A few years later, in 2008, several members of the DEC, including the chair, resigned in protest largely about governance issues. CFP Board wanted someone familiar with the rules, standards, and processes but not currently tied to CFP Board to fill in for the chair. I had spent much of the last three years on the FPA board complaining about CFP Board and its CEO, and advocating against several of her initiatives such as the “opt-out” fiduciary standard. Someone over there thought I might be able to help get the DEC back on track and I was recruited for the chair role. Because I love the profession, I agreed over protests from my wife who feared it would take as much time and energy as the FPA board did.

When I got into the matters, I found a communications and interpersonal mess.
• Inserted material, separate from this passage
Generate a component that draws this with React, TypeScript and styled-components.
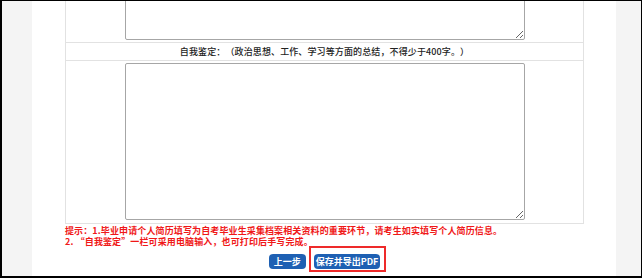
import React from 'react'
import styled, { createGlobalStyle } from 'styled-components'

const GlobalStyle = createGlobalStyle`
  html, body {
    margin: 0;
    padding: 0;
    background: #ffffff;
  }
  body {
    font-family: 'Noto Sans CJK SC', 'Noto Sans', sans-serif;
    text-spacing-trim: space-all;
  }
`

const Frame = styled.div`
  width: 642px;
  height: 278px;
  box-sizing: border-box;
  border-style: solid;
  border-color: #000;
  border-width: 1px 1px 2px 2px;
  background: #f4f4f4;
  padding-left: 30px;
  display: flex;
  overflow: hidden;
`

const Page = styled.div`
  width: 584px;
  background: #fff;
  padding: 0 33px;
  box-sizing: border-box;
  display: flex;
  flex-direction: column;
`

const Table = styled.div`
  margin-top: -63px;
  width: 519px;
  box-sizing: border-box;
  border-left: 1px solid #e2e2e2;
  border-right: 1px solid #e2e2e2;
  display: flex;
  flex-direction: column;
`

const Row = styled.div<{ $bottom?: number }>`
  border-bottom: 1px solid #e2e2e2;
  padding: 2px 0 ${p => p.$bottom ?? 2}px;
  display: flex;
  justify-content: center;
`

const HeadRow = styled.div`
  border-bottom: 1px solid #e2e2e2;
  height: 17px;
  display: flex;
  align-items: center;
  justify-content: center;
  font-size: 9px;
  font-weight: 500;
  letter-spacing: 0.12px;
  color: #222;
`

const Area = styled.textarea<{ $h: number }>`
  display: block;
  width: 400px;
  height: ${p => p.$h}px;
  box-sizing: border-box;
  margin: 0;
  border: 1px solid #a6a6a6;
  border-radius: 2px;
  background: #fff;
  outline: none;
  font-family: inherit;
`

const Tips = styled.div`
  padding-top: 1px;
  font-size: 9px;
  line-height: 11px;
  font-weight: 700;
  letter-spacing: 0.12px;
  color: #f01818;
  white-space: nowrap;
`

const Buttons = styled.div`
  margin-top: 7px;
  width: 519px;
  display: flex;
  justify-content: center;
  gap: 8px;
`

const Button = styled.button<{ $pad?: number }>`
  height: 15px;
  padding: 0 ${p => p.$pad ?? 5}px;
  border: none;
  border-radius: 4px;
  background: #1e60b3;
  color: #fff;
  font-family: inherit;
  font-size: 9px;
  font-weight: 700;
  line-height: 15px;
  cursor: pointer;
`

const Marked = styled.span`
  position: relative;
  display: inline-flex;
  &::after {
    content: '';
    position: absolute;
    top: -8px;
    left: -5px;
    right: -6px;
    bottom: -3px;
    border: 2px solid #ee2a2a;
    pointer-events: none;
  }
`

export default function App() {
  return (
    <>
      <GlobalStyle />
      <Frame>
        <Page lang="zh-CN">
          <Table>
            <Row>
              <Area $h={100} />
            </Row>
            <HeadRow>自我鉴定：（政治思想、工作、学习等方面的总结，不得少于400字。）</HeadRow>
            <Row $bottom={3}>
              <Area $h={157} />
            </Row>
          </Table>
          <Tips>
            <div>提示：1.毕业申请个人简历填写为自考毕业生采集档案相关资料的重要环节，请考生如实填写个人简历信息。</div>
            <div>2. “自我鉴定”一栏可采用电脑输入，也可打印后手写完成。</div>
          </Tips>
          <Buttons>
            <Button>上一步</Button>
            <Marked>
              <Button $pad={2}>保存并导出PDF</Button>
            </Marked>
          </Buttons>
        </Page>
      </Frame>
    </>
  )
}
Knowing most of the people who resigned, and having great respect for everyone else involved, I had no problem telling CFP Board that those who left had some legitimate points. I did what I could to mend things. The one thing I didn’t need to fix was the hearing process itself. The DEC members that resigned had improved it, and anyone going through the process got a fair hearing. And again, by participating in the process, I improved the quality of my work.

Today, I get what peer review I can internally at my firm and externally through my study groups. I am a member of two study groups. In one, I am the youngest. In the other, I am the oldest.

I share this personal history because peer review is very personal. Our work is judged every day by clients and the marketplace at large, but it can be terrifying to have a peer look at our work. I described a peer-review function in my paper “My Final Exam” published in the November 2004 Journal, but it doesn’t have to be a regulatory function to be worthwhile. I know many of my peers are dedicated to, if not obsessed by, lifelong learning and continual improvement. Peer review would help with that. Peer review is not new or even new to financial planning, but I think it could help practitioners improve their work, help clients improve their lives, and help the profession improve its standing. Are you ready for it?